Mental Health Consumer Action Network founder Greg Fitch said this follows the organization’s first official board meeting earlier this month, and getting MCAN’s charitable tax status and other organizational business in order.

MCAN’s new board president Wade Rathke has decades of experience with the once-infamous organization ACORN International, which he founded in 1970. The progressive group has had its scandals, some real, some bogus, but that’s old news now. Rathke still works with many nonprofits and lives in New Orleans — he’d worked with Fitch at ACORN there in the ’90s — but was recently in Juneau for the first board meeting and discussed his role and aspirations for the new organization.

Rathke said he hasn’t had mental health issues himself, but, “I think it’s important that people build an organization to give them voice and to allow them to empower themselves around their own grievances and issues to be able (to) act. Mental health consumers over the last, you know, 50 years … are people who’ve been marginalized without a voice in many cases.”

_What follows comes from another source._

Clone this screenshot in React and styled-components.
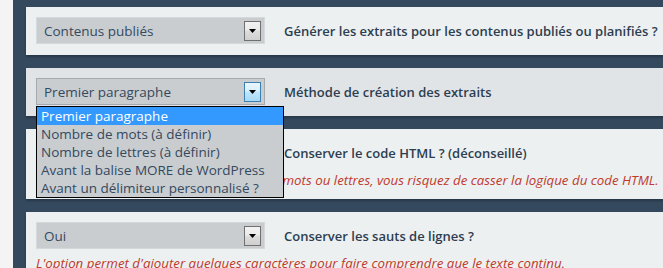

He said organizing the marginalized is exactly what he’s spent his life doing.

“Part of what’s so true about mental health issues, people see it as personal, their own private concern,” he said. “And don’t realize there are other people who are struggling in some cases with the same thing who they could unite with and not only find support but collective cause.”

For a long time, he said society has treated people with mental health issues like a “crazy aunt in the closet.”

“And that’s not appropriate,” he said. “And to have people increasingly willing to talk about issues they’ve faced, how they’ve met those challenges, and how they could have met those challenges in a better way both for themselves and our whole society is a radical new thing, and that’s why I think it’s so exciting to see what MCAN is going to be.”

Rathke said he expects challenges recruiting potential members, who may perceive risk in outing themselves as mental health consumers. But, he’s optimistic.

In a year’s time, Rathke said he’d like to see MCAN with a stable membership in Juneau and possibly start expanding to Fairbanks and Anchorage.